Senate Commerce Chair Maria Cantwell, D-Wash., told us she hasn’t decided whether she will also endorse any particular contenders for the FCC vacancy. “We haven’t thought about that yet,” she said: Whoever Biden selects should reflect the administration’s “viewpoint about where they’d like to see the FCC go in the future.”

Names of many potential contenders are continuing to circulate, including Gomez and NASA Chief of Staff Susie Perez Quinn, but there’s still no clear front-runner for the position, lobbyists said. They noted other names that have circulated more recently include Narda Jones, chief of staff to FCC Chairwoman Jessica Rosenworcel, and Joseph Wender, Treasury Department Capital Projects Fund director.

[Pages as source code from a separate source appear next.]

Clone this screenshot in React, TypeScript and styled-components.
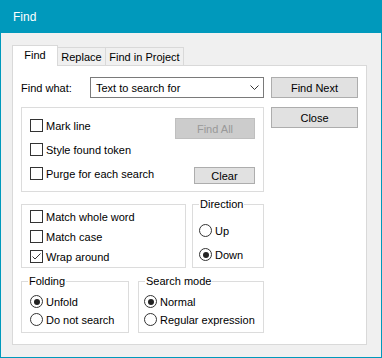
import styled, { createGlobalStyle } from "styled-components";

const GlobalStyle = createGlobalStyle`
  html, body {
    margin: 0;
    padding: 0;
    background: #f0f0f0;
  }
  body {
    font-family: "Liberation Sans", Arial, sans-serif;
    font-size: 11px;
    color: #000;
  }
  * {
    box-sizing: border-box;
  }
`;

const Window = styled.div`
  width: 382px;
  height: 358px;
  border: 1px solid #0099bc;
  border-top: none;
  background: #f0f0f0;
  display: flex;
  flex-direction: column;
`;

const TitleBar = styled.div`
  height: 33px;
  margin: 0 -1px;
  padding-left: 13px;
  background: #0099bc;
  color: #fff;
  display: flex;
  align-items: center;
  font-size: 12px;
`;

const Content = styled.div`
  padding: 12px 0 0 11px;
`;

const TabBar = styled.div`
  display: flex;
  align-items: flex-end;
  height: 21px;
  margin-bottom: -1px;
  position: relative;
  z-index: 1;
`;

const Tab = styled.div<{ $active?: boolean; $w: number }>`
  width: ${(p) => p.$w}px;
  height: ${(p) => (p.$active ? 21 : 19)}px;
  border: 1px solid #d9d9d9;
  border-bottom: ${(p) => (p.$active ? "none" : "1px solid #d9d9d9")};
  background: ${(p) => (p.$active ? "#fff" : "#f0f0f0")};
  display: flex;
  align-items: center;
  justify-content: center;
  padding-bottom: ${(p) => (p.$active ? 2 : 0)}px;
  & + & {
    margin-left: -1px;
  }
`;

const Panel = styled.div`
  width: 355px;
  height: 280px;
  border: 1px solid #d9d9d9;
  background: #fff;
  padding: 11px 0 0 8px;
  display: flex;
  gap: 7px;
`;

const LeftColumn = styled.div`
  width: 243px;
  display: flex;
  flex-direction: column;
`;

const RightColumn = styled.div`
  width: 87px;
  display: flex;
  flex-direction: column;
  gap: 9px;
`;

const FindRow = styled.div`
  display: flex;
  align-items: center;
  height: 21px;
`;

const FieldLabel = styled.span`
  width: 69px;
`;

const Combo = styled.div`
  flex: 1;
  height: 21px;
  border: 1px solid #7a7a7a;
  background: #fff;
  display: flex;
  align-items: center;
  justify-content: space-between;
  padding: 0 4px 0 5px;
`;

const Button = styled.div<{ $w?: number; $h?: number; $disabled?: boolean }>`
  width: ${(p) => (p.$w ? `${p.$w}px` : "100%")};
  height: ${(p) => p.$h ?? 21}px;
  border: 1px solid ${(p) => (p.$disabled ? "#bfbfbf" : "#adadad")};
  background: ${(p) => (p.$disabled ? "#cccccc" : "#e1e1e1")};
  color: ${(p) => (p.$disabled ? "#999" : "#000")};
  display: flex;
  align-items: center;
  justify-content: center;
`;

const GroupBox = styled.div<{ $w: number; $h: number; $pad: string }>`
  position: relative;
  width: ${(p) => p.$w}px;
  height: ${(p) => p.$h}px;
  border: 1px solid #dcdcdc;
  padding: ${(p) => p.$pad};
`;

const Legend = styled.span`
  position: absolute;
  top: -8px;
  left: 6px;
  padding: 0 1px;
  line-height: 14px;
  background: #fff;
`;

const OptionsGroup = styled(GroupBox)`
  margin-top: 9px;
  display: flex;
  justify-content: space-between;
`;

const GroupRow = styled.div<{ $gap: number; $top: number }>`
  display: flex;
  gap: ${(p) => p.$gap}px;
  margin-top: ${(p) => p.$top}px;
`;

const OptionList = styled.div<{ $gap: number; $top?: number }>`
  display: flex;
  flex-direction: column;
  gap: ${(p) => p.$gap}px;
  padding-top: ${(p) => p.$top ?? 0}px;
`;

const SideButtons = styled.div`
  display: flex;
  flex-direction: column;
  align-items: flex-end;
  gap: 28px;
`;

const Option = styled.label`
  display: flex;
  align-items: center;
  height: 13px;
  gap: 3px;
  white-space: nowrap;
`;

const Box = styled.span`
  width: 13px;
  height: 13px;
  border: 1px solid #333;
  background: #fff;
  display: flex;
  flex-shrink: 0;
`;

const Round = styled.span<{ $on?: boolean }>`
  width: 13px;
  height: 13px;
  border: 1px solid #333;
  border-radius: 50%;
  background: #fff;
  display: flex;
  align-items: center;
  justify-content: center;
  flex-shrink: 0;
  &::after {
    content: "";
    width: 6px;
    height: 6px;
    border-radius: 50%;
    background: ${(p) => (p.$on ? "#222" : "transparent")};
  }
`;

function Check({ label, on }: { label: string; on?: boolean }) {
  return (
    <Option>
      <Box>
        {on && (
          <svg width="11" height="11" viewBox="0 0 11 11">
            <polyline points="1.5,5.5 4,8 9.5,2.5" fill="none" stroke="#333" strokeWidth="1" />
          </svg>
        )}
      </Box>
      {label}
    </Option>
  );
}

function Radio({ label, on }: { label: string; on?: boolean }) {
  return (
    <Option>
      <Round $on={on} />
      {label}
    </Option>
  );
}

export default function App() {
  return (
    <>
      <GlobalStyle />
      <Window>
        <TitleBar>Find</TitleBar>
        <Content>
          <TabBar>
            <Tab $active $w={46}>Find</Tab>
            <Tab $w={49}>Replace</Tab>
            <Tab $w={79}>Find in Project</Tab>
          </TabBar>
          <Panel>
            <LeftColumn>
              <FindRow>
                <FieldLabel>Find what:</FieldLabel>
                <Combo>
                  <span>Text to search for</span>
                  <svg width="9" height="5" viewBox="0 0 9 5">
                    <polyline points="0.5,0.5 4.5,4.5 8.5,0.5" fill="none" stroke="#333" strokeWidth="1" />
                  </svg>
                </Combo>
              </FindRow>

              <OptionsGroup $w={243} $h={85} $pad="10px 8px 0 8px">
                <OptionList $gap={11} $top={1}>
                  <Check label="Mark line" />
                  <Check label="Style found token" />
                  <Check label="Purge for each search" />
                </OptionList>
                <SideButtons>
                  <Button $w={80} $disabled>Find All</Button>
                  <Button $w={61} $h={17}>Clear</Button>
                </SideButtons>
              </OptionsGroup>

              <GroupRow $gap={6} $top={12}>
                <GroupBox $w={165} $h={64} $pad="5px 8px 0">
                  <OptionList $gap={7}>
                    <Check label="Match whole word" />
                    <Check label="Match case" />
                    <Check label="Wrap around" on />
                  </OptionList>
                </GroupBox>
                <GroupBox $w={72} $h={64} $pad="19px 6px 0">
                  <Legend>Direction</Legend>
                  <OptionList $gap={11}>
                    <Radio label="Up" />
                    <Radio label="Down" on />
                  </OptionList>
                </GroupBox>
              </GroupRow>

              <GroupRow $gap={9} $top={13}>
                <GroupBox $w={108} $h={52} $pad="13px 8px 0">
                  <Legend>Folding</Legend>
                  <OptionList $gap={5}>
                    <Radio label="Unfold" on />
                    <Radio label="Do not search" />
                  </OptionList>
                </GroupBox>
                <GroupBox $w={126} $h={52} $pad="13px 5px 0">
                  <Legend>Search mode</Legend>
                  <OptionList $gap={5}>
                    <Radio label="Normal" on />
                    <Radio label="Regular expression" />
                  </OptionList>
                </GroupBox>
              </GroupRow>
            </LeftColumn>
            <RightColumn>
              <Button>Find Next</Button>
              <Button>Close</Button>
            </RightColumn>
          </Panel>
        </Content>
      </Window>
    </>
  );
}
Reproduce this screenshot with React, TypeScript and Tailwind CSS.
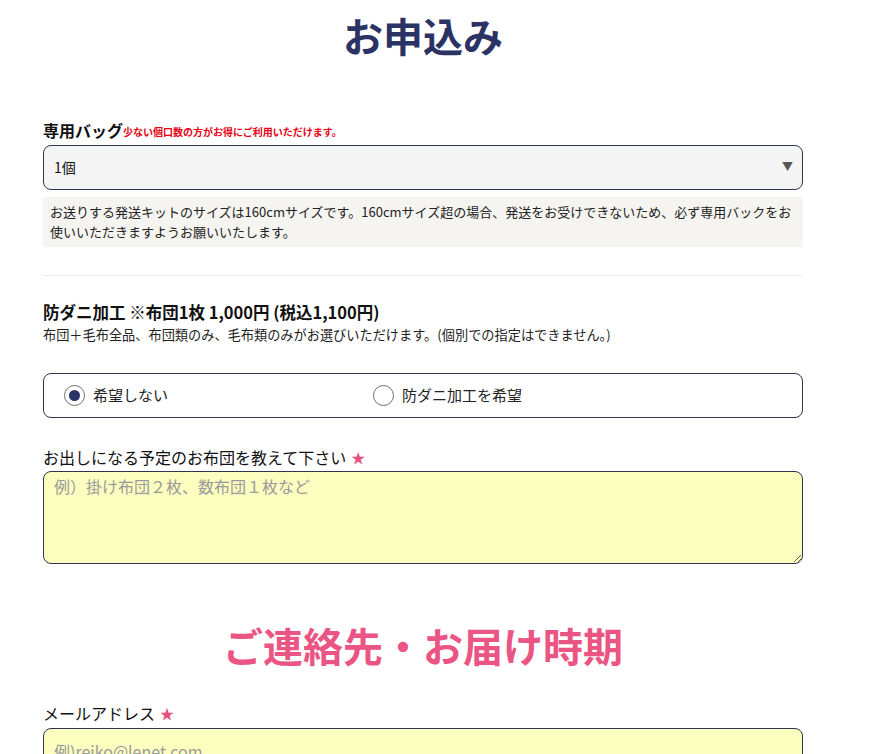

Jones used to be White House Office of Science and Technology Policy legislative affairs director and an aide to both Cantwell and Senate Commerce Democrats (see 2204040059). Wender was previously a top aide to Senate Commerce member Ed Markey, D-Mass.

It seems like some of the eagerness” for the Biden administration to quickly name a new FCC nominee “has dissipated,” said Public Knowledge Government Affairs Director Greg Guice. “I’m not hearing folks have those conversations at the pace I was hearing right after the withdrawal” earlier this month. “I hear a thousand different names” floated for the nomination, said New Street’s Blair Levin.